Shock protection on luminaries

I know that other standards sometimes have different ideas about shock protection to BS 7671 (e.g. BC and ES lampholders having bare live parts). Does anyone here know what the requirements for shock protection (when basic insulation fails) for domestic wall lights - specifically the type supplied with a flex, in-line switch and plug (i.e. expected to be in-reach). I'm not sure which product standard would apply. My natural reaction was to expect them to be either earthed or marked as double insulated - but are there any other options allowed by the product standard?

As you might guess, I've been asked to fit one and it doesn't look at all right to me - steel fixing bracket seems to be exposed to wiring with just basic insulation at the back of the fitting, and is then in direct metallic contact with the dome nuts holding it all together at the front.

I didn't much like the idea that it was sold as retail but supplies as a kit of parts - flex had plug and switch fitted, but supplied with bare ends to connect to the fitting - nasty if a little one got hold of it and tried to plug it in... but that's a different issue.

          - Andy.

Parents
  • Unfortunately, sleeving the wires isn't going to be particularly practical in this case - loose terminal blocks to deal with and the internal wiring goes through exposed metalwork that doesn't have enough free space to accommodate the extra thickness of the sleeving.

    So to make the best of a bad job, I've changed the flex to 3-core and managed to earth all the exposed metal parts. I don't like relying on RCDs alone for shock protection from single faults if it can be avoided. 

    Can anyone confirm if it's BS EN 60598-1 I should be looking at?

        - Andy.

Reply
  • Unfortunately, sleeving the wires isn't going to be particularly practical in this case - loose terminal blocks to deal with and the internal wiring goes through exposed metalwork that doesn't have enough free space to accommodate the extra thickness of the sleeving.

    So to make the best of a bad job, I've changed the flex to 3-core and managed to earth all the exposed metal parts. I don't like relying on RCDs alone for shock protection from single faults if it can be avoided. 

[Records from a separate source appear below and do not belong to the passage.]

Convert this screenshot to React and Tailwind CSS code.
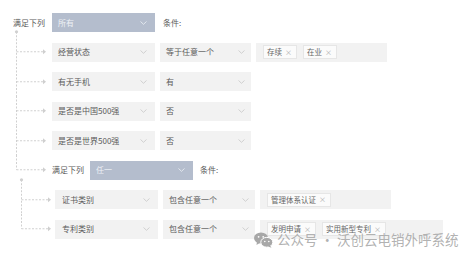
import React from "react"

const ROW = 29.5

// dashed tree connector: vertical guide + horizontal arrow
const Link = ({ width = 36, first = false, last = false }) => {
  const mid = ROW / 2
  const top = first ? -5.25 : 0
  return (
    <svg width={width} height={ROW} className="shrink-0 overflow-visible self-start">
      <line x1="0.5" y1={top} x2="0.5" y2={last ? mid : ROW} stroke="#d0d0d0" strokeWidth="1" strokeDasharray="2 1.5" />
      <line x1="0.5" y1={mid} x2="27" y2={mid} stroke="#d0d0d0" strokeWidth="1" strokeDasharray="2 1.5" />
      <polygon points={`27,${mid - 2.5} 30,${mid} 27,${mid + 2.5}`} fill="#cfcfcf" />
      {first && <circle cx="0.5" cy={top} r="1.6" fill="#d0d0d0" />}
    </svg>
  )
}

const Chevron = ({ color = "#c8c8c8" }) => (
  <svg width="7" height="4" viewBox="0 0 7 4" className="shrink-0">
    <polyline points="0.5,0.5 3.5,3.3 6.5,0.5" fill="none" stroke={color} strokeWidth="0.8" />
  </svg>
)

const Select = ({ label, w, pl = "pl-[6px]", pr = "pr-[7px]" }) => (
  <div className={`${w} h-[19px] bg-[#f2f2f2] flex items-center justify-between ${pl} ${pr} shrink-0`}>
    <span>{label}</span>
    <Chevron />
  </div>
)

const BlueSelect = ({ label, w }) => (
  <div className={`${w} h-[19px] bg-[#b4bdcd] flex items-center justify-between pl-[6px] pr-[8px] shrink-0 text-[#eef1f6]`}>
    <span>{label}</span>
    <Chevron color="#eef1f6" />
  </div>
)

const Tag = ({ text }) => (
  <span className="inline-flex items-center h-[14px] pl-[3px] pr-[4px] bg-[#fbfbfb] border border-[#e6e6e6] text-[7.5px] text-[#666]">
    {text}
    <span className="ml-[3px] text-[#aaa] text-[7px]">×</span>
  </span>
)

const TagBox = ({ tags = [], w = "w-[131px]" }) => (
  <div className={`${w} h-[19px] bg-[#f2f2f2] flex items-center gap-[6px] pl-[7px] shrink-0`}>
    {tags.map((t) => (
      <Tag key={t} text={t} />
    ))}
  </div>
)

const Rule = ({ field, op, tags, tagW, nested, first, last }) => (
  <div className="flex items-center h-[29.5px]">
    <Link width={nested ? 34 : 36} first={first} last={last} />
    <Select label={field} w="w-[103px]" pl={nested ? "pl-[7px]" : "pl-[6px]"} pr="pr-[8px]" />
    <div className="ml-[5px]">
      <Select label={op} w={nested ? "w-[92px]" : "w-[91px]"} pr="pr-[6px]" />
    </div>
    {tags !== undefined && (
      <div className="ml-[5px]">
        <TagBox tags={tags} w={tagW} />
      </div>
    )}
  </div>
)

const WeChat = () => (
  <svg width="19" height="16" viewBox="0 0 19 16">
    <ellipse cx="7" cy="6" rx="7" ry="5.6" fill="#a8a8a8" />
    <polygon points="3,9.5 2.5,13 6,10.8" fill="#a8a8a8" />
    <circle cx="4.6" cy="4.8" r="0.9" fill="#fff" />
    <circle cx="9.2" cy="4.8" r="0.9" fill="#fff" />
    <ellipse cx="12.8" cy="10.3" rx="6" ry="4.9" fill="#a8a8a8" stroke="#fff" strokeWidth="1" />
    <polygon points="16,13.5 17.5,15.8 14,14.6" fill="#a8a8a8" />
    <circle cx="10.8" cy="9.5" r="0.8" fill="#fff" />
    <circle cx="14.8" cy="9.5" r="0.8" fill="#fff" />
  </svg>
)

export default function App() {
  return (
    <div className="relative w-[476px] h-[259px] bg-white overflow-hidden text-[8px] leading-none text-[#5a5a5a] font-['Noto_Sans_CJK_SC',sans-serif]">
      <div className="pt-[7.75px]">
        <div className="flex items-center h-[29.5px] pl-[13px]">
          <span className="w-[39px]">满足下列</span>
          <BlueSelect label="所有" w="w-[103px]" />
          <span className="ml-[8px]">条件:</span>
        </div>

        <div className="pl-[16px]">
          <Rule field="经营状态" op="等于任意一个" tags={["存续", "在业"]} first />
          <Rule field="有无手机" op="有" />
          <Rule field="是否是中国500强" op="否" />
          <Rule field="是否是世界500强" op="否" />

          <div className="flex items-center h-[29.5px]">
            <Link last />
            <span className="w-[38px]">满足下列</span>
            <BlueSelect label="任一" w="w-[103px]" />
            <span className="ml-[7px]">条件:</span>
          </div>

          <div className="pl-[5px]">
            <Rule field="证书类别" op="包含任意一个" tags={["管理体系认证"]} nested first />
            <Rule field="专利类别" op="包含任意一个" tags={["发明申请", "实用新型专利"]} tagW="w-[183px]" nested last />
          </div>
        </div>
      </div>

      {/* watermark overlay */}
      <div className="absolute left-[254px] top-[232px] flex items-center gap-[4px] text-[13.5px] text-[#a8a8a8]/90">
        <WeChat />
        <span>公众号 · 沃创云电销外呼系统</span>
      </div>
    </div>
  )
}
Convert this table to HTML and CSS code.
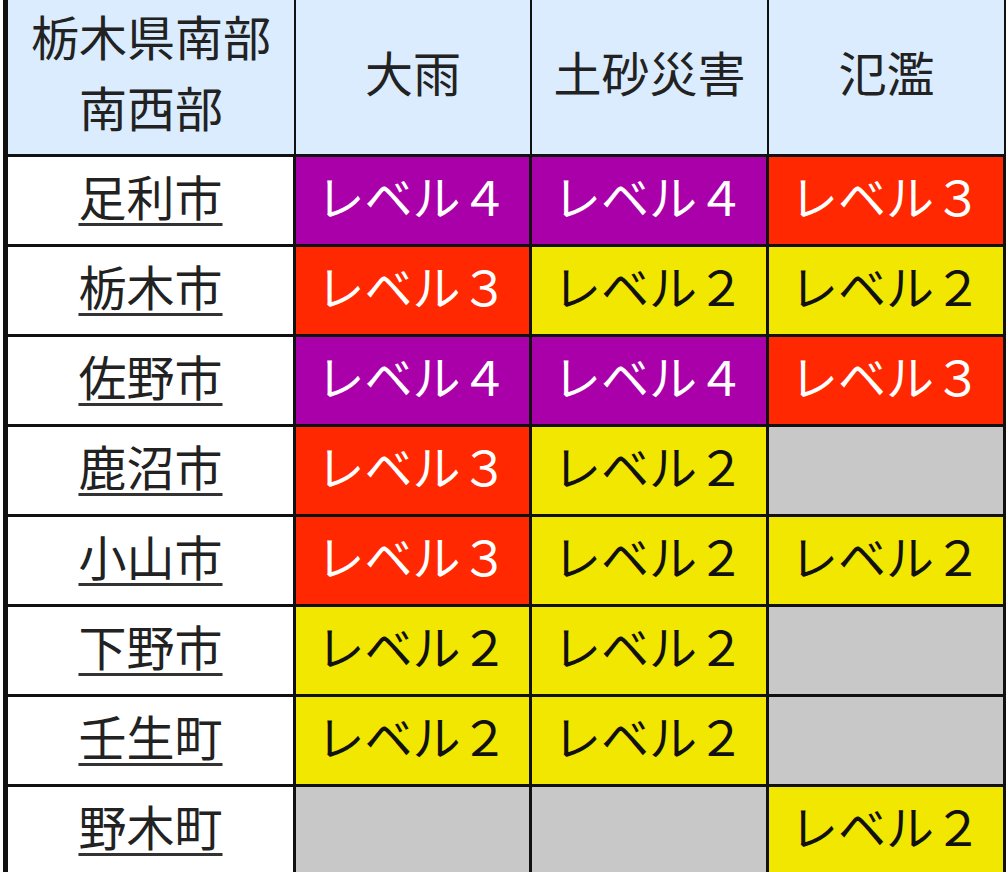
FILE: index.html
```html
<!DOCTYPE html>
<html lang="ja">
<head>
<meta charset="utf-8">
<title>警戒レベル</title>
<link rel="stylesheet" href="styles.css">
</head>
<body>
<table class="levels">
  <colgroup>
    <col class="c-area">
    <col class="c-a">
    <col class="c-b">
    <col class="c-c">
  </colgroup>
  <thead>
    <tr>
      <th class="head">栃木県南部<br>南西部</th>
      <th class="head">大雨</th>
      <th class="head">土砂災害</th>
      <th class="head">氾濫</th>
    </tr>
  </thead>
  <tbody>
    <tr>
      <td class="area"><a href="#">足利市</a></td>
      <td class="lv4">レベル４</td>
      <td class="lv4">レベル４</td>
      <td class="lv3">レベル３</td>
    </tr>
    <tr>
      <td class="area"><a href="#">栃木市</a></td>
      <td class="lv3">レベル３</td>
      <td class="lv2">レベル２</td>
      <td class="lv2">レベル２</td>
    </tr>
    <tr>
      <td class="area"><a href="#">佐野市</a></td>
      <td class="lv4">レベル４</td>
      <td class="lv4">レベル４</td>
      <td class="lv3">レベル３</td>
    </tr>
    <tr>
      <td class="area"><a href="#">鹿沼市</a></td>
      <td class="lv3">レベル３</td>
      <td class="lv2">レベル２</td>
      <td class="none"></td>
    </tr>
    <tr>
      <td class="area"><a href="#">小山市</a></td>
      <td class="lv3">レベル３</td>
      <td class="lv2">レベル２</td>
      <td class="lv2">レベル２</td>
    </tr>
    <tr>
      <td class="area"><a href="#">下野市</a></td>
      <td class="lv2">レベル２</td>
      <td class="lv2">レベル２</td>
      <td class="none"></td>
    </tr>
    <tr>
      <td class="area"><a href="#">壬生町</a></td>
      <td class="lv2">レベル２</td>
      <td class="lv2">レベル２</td>
      <td class="none"></td>
    </tr>
    <tr>
      <td class="area"><a href="#">野木町</a></td>
      <td class="none"></td>
      <td class="none"></td>
      <td class="lv2">レベル２</td>
    </tr>
  </tbody>
</table>
</body>
</html>
```

FILE: styles.css
```css
html, body {
  margin: 0;
  padding: 0;
  background: #ffffff;
}

body {
  padding-left: 3px;
  font-family: "Noto Sans CJK JP", "Noto Sans", sans-serif;
  color: #222222;
  overflow: hidden;
}

.levels {
  border-collapse: separate;
  border-spacing: 0;
  border-left: 5px solid #111111;
  table-layout: fixed;
  width: 1003px;
  font-size: 48px;
  font-weight: 400;
}

.c-area { width: 288px; }
.c-a { width: 236px; }
.c-b { width: 237px; }
.c-c { width: 237px; }

.levels th,
.levels td {
  border-right: 3px solid #111111;
  border-bottom: 3px solid #111111;
  text-align: center;
  vertical-align: middle;
  padding: 0;
  white-space: nowrap;
}

.levels th.head {
  background: #daecfd;
  font-weight: 400;
  height: 142px;
  line-height: 71px;
  padding-bottom: 12px;
  color: #222222;
  border-right-width: 2px;
}

.levels td {
  height: 75px;
  line-height: 60px;
  padding-bottom: 12px;
}

.area {
  background: #ffffff;
}

.area a {
  color: #222222;
  text-decoration: underline;
  text-decoration-thickness: 3px;
  text-underline-offset: 7px;
  text-decoration-color: #333333;
}

.lv4 {
  background: #aa00aa;
  color: #ffffff;
}

.lv3 {
  background: #ff2800;
  color: #ffffff;
}

.lv2 {
  background: #f2e700;
  color: #111111;
}

.none {
  background: #c8c8c8;
}
```
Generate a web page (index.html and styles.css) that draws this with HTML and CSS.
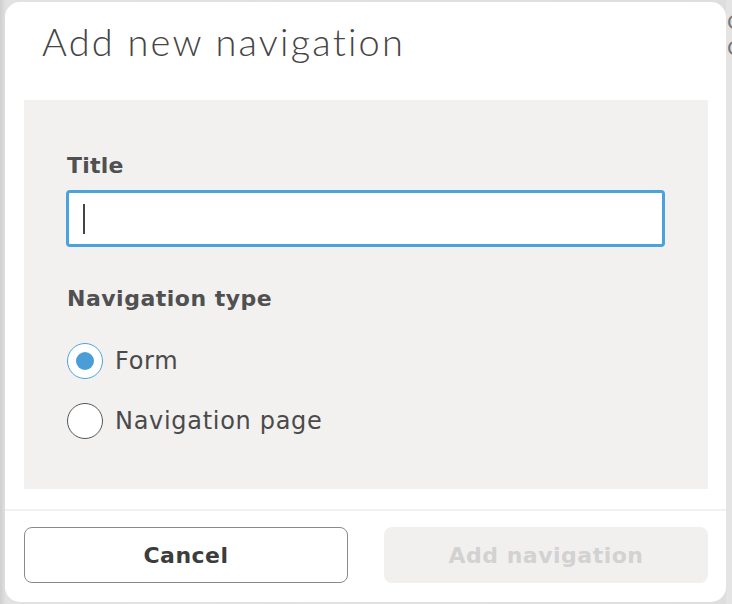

    Can anyone confirm if it's BS EN 60598-1 I should be looking at?

        - Andy.

Children
  • It sounds as though you are in "I don't like the look of that" territory Andy. I assume that the wiring inside the fitting is essentially stationary, so would require basic insulation failure and movement of the wires to touch any metalwork? Do you think this is even a reasonable possibility, and if so why? Do we get failure of PVC basic insulation when stationary, and is it extremely rare to never? How can the wires move, presumably there is a cord grip to keep them in place? Risk assessment of anything requires analysis of the highest level, including answers to questions like these. It also requires proper numerical values of possibilities, such as one in 50 million instances. The fully dumbed down ridiculous ones that are now used for everything are a meaningless abomination of the proper process. Reducing accidents to zero is similarly not possible. If one doesn't know the numbers, you are not suitable to carry out the assessment! These come from previous statistics of accidents, the only possible source of data. This is often so badly collected it too is meaningless. I would refer you to the one place where proper data is collected, this is postmortem examination. Pretty much every possibility is examined, and the results collated. Still there are some cases where no cause can be found, but we even have a statistic for the possibilities.

    The question you need to answer is simple, how many people are killed each year by this product (or very similar ones)? As few people overall are killed in the home by products and from electric shock, the answer is probably the one you are looking for, it is not significantly dangerous. Would the changes discussed make any difference, say from one every 100 years to one every 200 years? Note this will never be none every 200 years, the rate is unmeasurably low.

  • Andy said:

    "One of the other worries is where the wires to the lampholder run through a hinged elbow (obviously intended to be moved repeatedly in use) - they're just two coarsely stranded fairly thin but stiff single insulated wire, (probably 7-strand and about 0.5mm² at a guess) with a bit of braided sleeving over them."

    Z.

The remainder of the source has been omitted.